GSAM asked the students to replicate and interpret the findings of a working paper published nine months prior on idiosyncratic volatility and the cross-section of expected stock returns. [1]  The findings in this paper provide empirical evidence supporting Robert Merton's 1987 assertion that in a capital market equilibrium model with incomplete information, expected returns are positively related to idiosyncratic risk and size. In addition to breaking from the widely accepted Fama-French three-factor model in which expected returns are negatively related to size, these findings point to a fourth significant factor ­-- idiosyncratic volatility.
 
The students quickly realized that replicating these findings was going to take longer than the four weeks they had left in the mini-semester. They were able to submit the first step, cross-sectional regression of returns on the Fama-French factors, as their Linear Financial Models project. Eric and Kaiping then went on to complete the second step, estimation of idiosyncratic volatility and cross-sectional regression on all four factors, and submitted their findings to GSAM in April.
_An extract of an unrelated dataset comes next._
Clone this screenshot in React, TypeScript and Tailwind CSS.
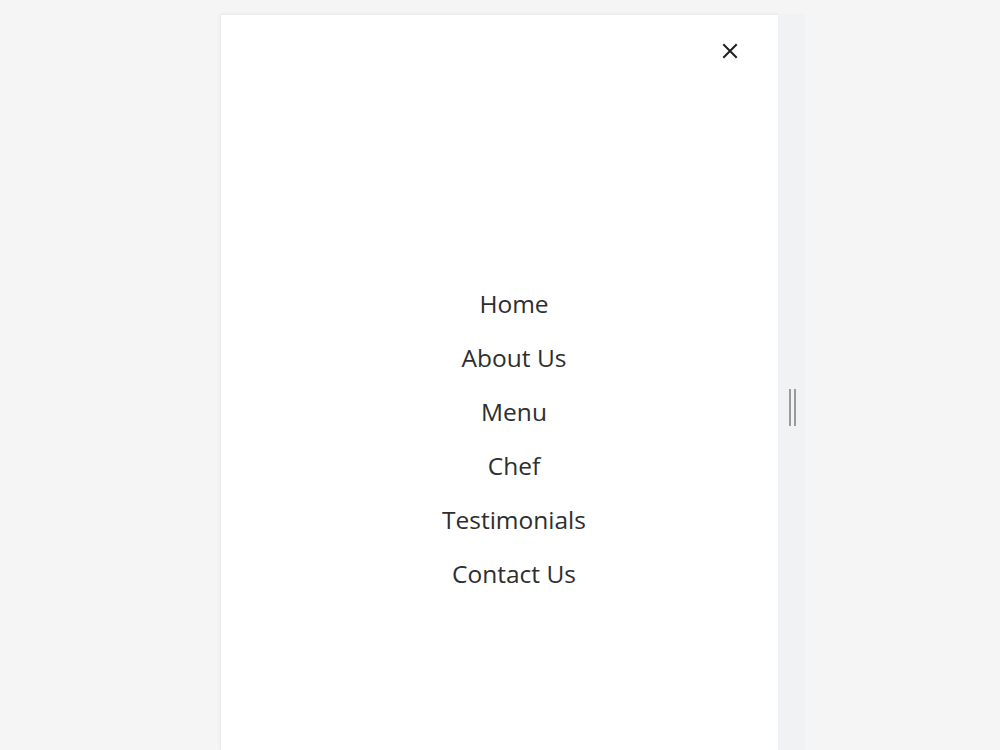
import React from "react";

const links = ["Home", "About Us", "Menu", "Chef", "Testimonials", "Contact Us"];

export default function App() {
  return (
    <div
      className="w-[1000px] h-[750px] overflow-hidden bg-[#f5f5f5] flex pl-[220px] pt-[14px]"
      style={{ fontFamily: '"Open Sans", "Noto Sans", sans-serif' }}
    >
      {/* Slide-out navigation drawer */}
      <div className="w-[558px] h-[736px] bg-white border-l border-t border-[#ececec] shadow-[0_0_3px_rgba(0,0,0,0.06)] flex flex-col">
        <div className="flex justify-end pt-[28px] pr-[40px]">
          <button aria-label="Close menu" className="w-[16px] h-[16px] flex items-center justify-center">
            <svg width="16" height="16" viewBox="0 0 16 16" fill="none">
              <path d="M2 2L14 14M14 2L2 14" stroke="#1f1f1f" strokeWidth="2" strokeLinecap="square" />
            </svg>
          </button>
        </div>
        <nav className="flex flex-col items-center pl-[29px] pt-[227px] gap-[18px]">
          {links.map((l) => (
            <a key={l} className="text-[24.5px] leading-[36px] text-[#2e2e2e]">
              {l}
            </a>
          ))}
        </nav>
      </div>
      {/* Resize gutter with grip */}
      <div className="w-[27px] h-[736px] bg-[#f1f2f4] flex items-center justify-center">
        <div className="flex gap-[3px] mt-[50px] ml-[2px]">
          <div className="w-[2px] h-[37px] bg-[#9a9a9a]" />
          <div className="w-[2px] h-[37px] bg-[#9a9a9a]" />
        </div>
      </div>
    </div>
  );
}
In completing this project, the students put to practical use the financial theory, regression techniques, time series estimation methods, and programming skills they had gained from their MSCF course of study that year.
 
The culmination of their efforts was an invitation to travel to New York on September 1st to present their findings to GSAM's Quantitative Strategies group. The presentation gave GSAM the opportunity to get a fresh perspective on a research question of great interest to them and gave the students the opportunity to engage with research professionals in the context of a working relationship.